Later, the poem alludes to Thomas: “A builder and a doubter. Patron saint of all believers / in what’s really there every time you look…” to examine the ambiguity between the real and the ephemeral. And several poems allude to the Christ figure. Sleigh revealed to The Rumpus that his interest in these images is a secular one: “I have almost no feeling for a certain kind of religious piety, no matter what tradition it comes from . . . I guess I’m interested in secularizing the mysteries of death, redemption, and resurrection.” That secularization seems to point to an examination of a kind of hope that is grounded in the material world. Drawn to redemption, though, his focus remains on the loss of the finite, the destruction of a cathedral, the pain of a battle. While his poems charm us into looking upward and inward, they force us to witness what’s happening now, in our own unsacred terrain.

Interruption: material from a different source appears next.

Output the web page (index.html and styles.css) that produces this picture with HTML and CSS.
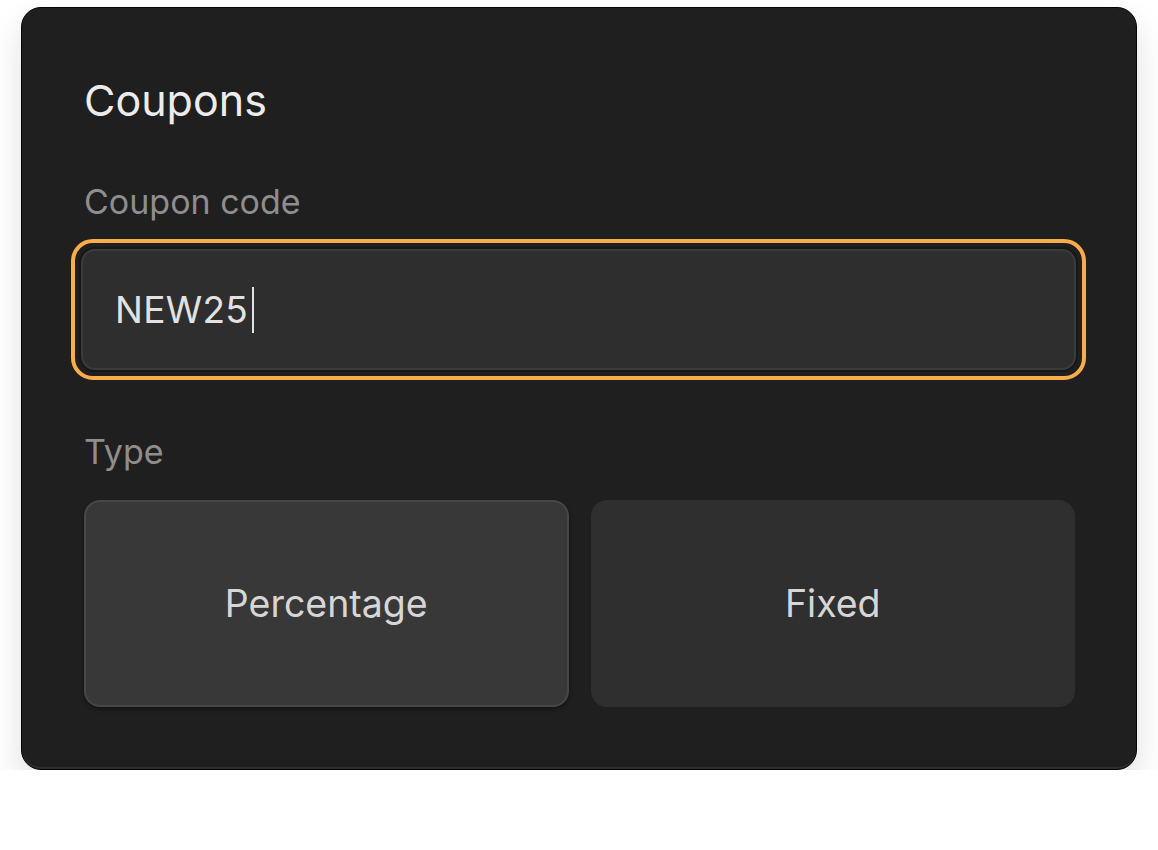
FILE: index.html
```html
<!DOCTYPE html>
<html lang="en">
<head>
    <meta charset="UTF-8">
    <meta name="viewport" content="width=device-width, initial-scale=1.0">
    <title>Coupons</title>
    <link rel="stylesheet" href="styles.css">
</head>
<body>

    <div class="card">
        <h2 class="title">Coupons</h2>

        <label class="label" for="code">Coupon code</label>
        <div class="input-ring">
            <div class="input">
                <span class="value">NEW25</span><span class="caret"></span>
            </div>
        </div>

        <div class="label type-label">Type</div>
        <div class="types">
            <button class="type-btn active">Percentage</button>
            <button class="type-btn">Fixed</button>
        </div>
    </div>

</body>
</html>
```

FILE: styles.css
```css
body {
    font-family: Inter, "Noto Sans", sans-serif;
    background-color: #ffffff;
    margin: 0;
    padding: 0;
}

.card {
    box-sizing: border-box;
    width: 1116px;
    height: 763px;
    margin: 7px 0 0 21px;
    padding: 66px 61px 0 62px;
    background-color: #1f1f1f;
    border: 1.5px solid #050505;
    border-radius: 20px;
    box-shadow: inset 0 -2px 0 #2c2c2c, 0 16px 32px rgba(0, 0, 0, 0.13);
}

.title {
    margin: 0;
    font-size: 43px;
    font-weight: 400;
    line-height: 52px;
    color: #ececec;
}

.label {
    display: block;
    margin-top: 56px;
    font-size: 34px;
    line-height: 40px;
    color: #8e8e8e;
}

.input-ring {
    margin: 17px 0 0 -13px;
    padding: 6px;
    border: 4px solid #f7ad4c;
    border-radius: 22px;
    width: 995px;
}

.input {
    box-sizing: border-box;
    display: flex;
    align-items: center;
    height: 121px;
    padding: 0 32px;
    background-color: #2e2e2e;
    border: 2px solid #3b3b3b;
    border-radius: 14px;
    box-shadow: 0 0 0 2px #171717;
}

.value {
    font-size: 37px;
    color: #e2e2e2;
    letter-spacing: 0.3px;
}

.caret {
    display: inline-block;
    width: 2px;
    height: 46px;
    margin-left: 4px;
    background-color: #e2e2e2;
}

.type-label {
    margin-top: 52px;
}

.types {
    display: grid;
    grid-template-columns: 1fr 1fr;
    gap: 22px;
    margin-top: 28px;
}

.type-btn {
    height: 207px;
    font-family: inherit;
    font-size: 37.5px;
    color: #d6d6d6;
    background-color: #2f2f2f;
    border: 2px solid #2f2f2f;
    border-radius: 16px;
}

.type-btn.active {
    background-color: #383838;
    border-color: #474747;
    box-shadow: 0 2px 4px rgba(0, 0, 0, 0.4);
}
```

A piece of advice that Sleigh has for young poets is to “Think of yourself as a language sponge, something like Augustine’s conception of God’s omnipresence, soaking in every form of contemporary speech, from rap to advertising to government double talk. But also cultivate your vertical sense of the language, its historical density, the way each word has its own separate fate.” Though he explores the latitude of language to its furthest ends and remains conversant in many poetic registers, Tom Sleigh continues to sound like himself and no one else: haunted and haunting, critical and celebratory. And it isn’t difficult to see in his work that kid in Texas letting B movies bring him from wakefulness to slumber. He’s still surrounded by dreamy voices, but he locates them before they drift away, and he places them in fascinating conversation with one another. We can’t help but listen.